31. Apparatus of claim 1, wherein the output interface is configured

to perform a conversion of a time portion of the transport signal corresponding to an output time frame into a spectral representation,

to convert each channel of the two or more channels in the spectral representation into a time representation to acquire a raw time representation of the two or more channels, and

wherein the signal combiner is configured for combining the raw time representation of the two or more channels and the enhancement time representation of the two or more channels.

32. Method of processing an encoded audio scene representing a sound field related to a virtual listener position, the encoded audio scene comprising information on a transport signal and a first set of parameters related to the virtual listener position, the method comprising:

converting the first set of parameters into a second set of parameters related to a channel representation comprising two or more channels for a reproduction at predefined spatial positions for the two or more channels; and

generating a processed audio scene using the second set of parameters and the information on the transport signal.

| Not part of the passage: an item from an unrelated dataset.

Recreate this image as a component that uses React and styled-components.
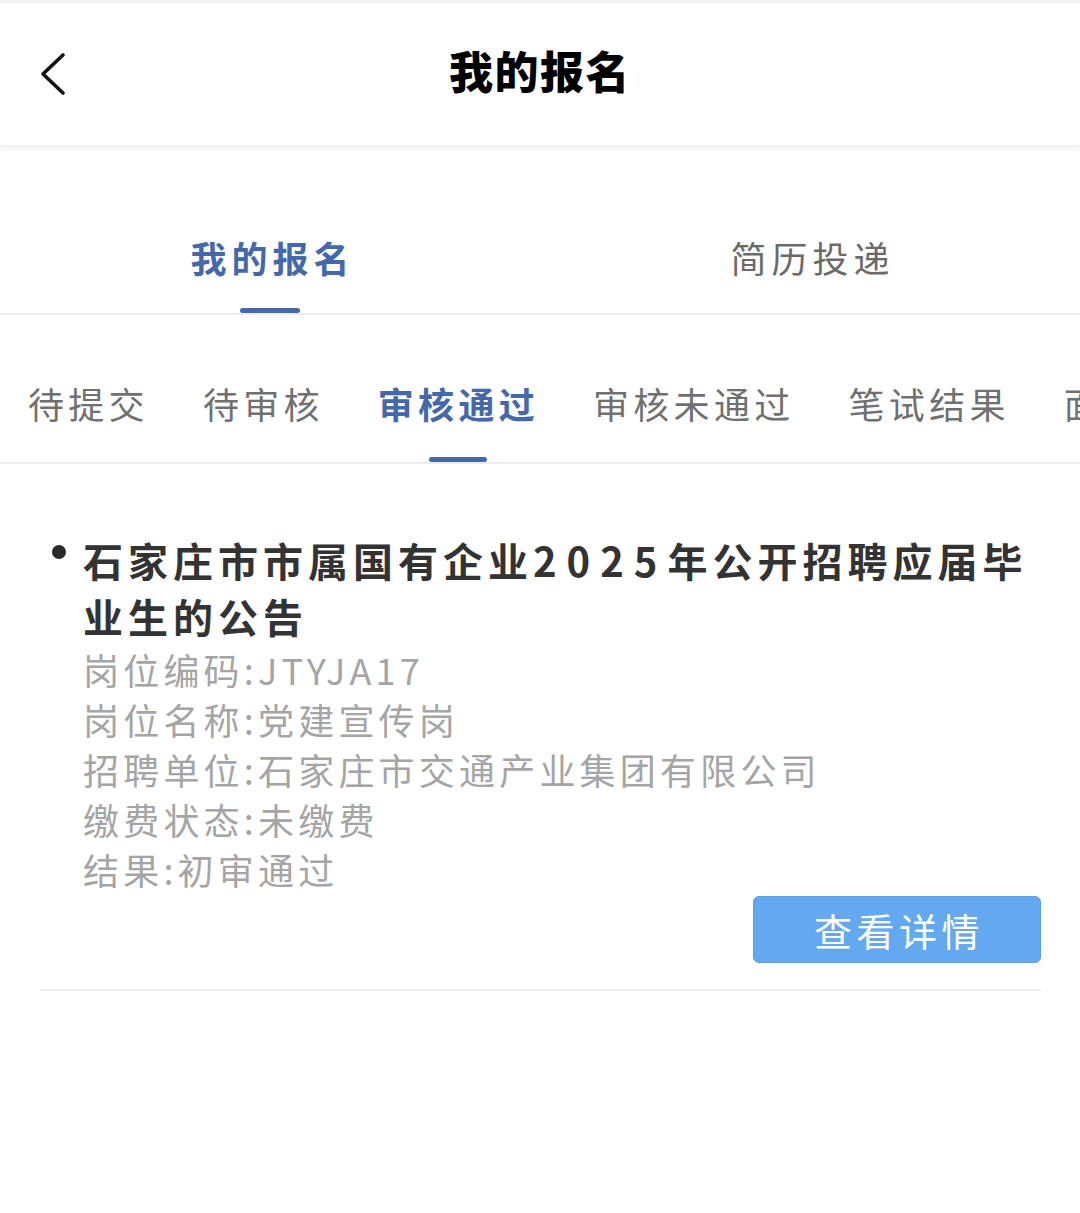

33. A non-transitory digital storage medium having a computer program stored thereon to perform the method of processing an encoded audio scene representing a sound field related to a virtual listener position, the encoded audio scene comprising information on a transport signal and a first set of parameters related to the virtual listener position, the method comprising:

generating a processed audio scene using the second set of parameters and the information on the transport signal,

when said computer program is run by a computer.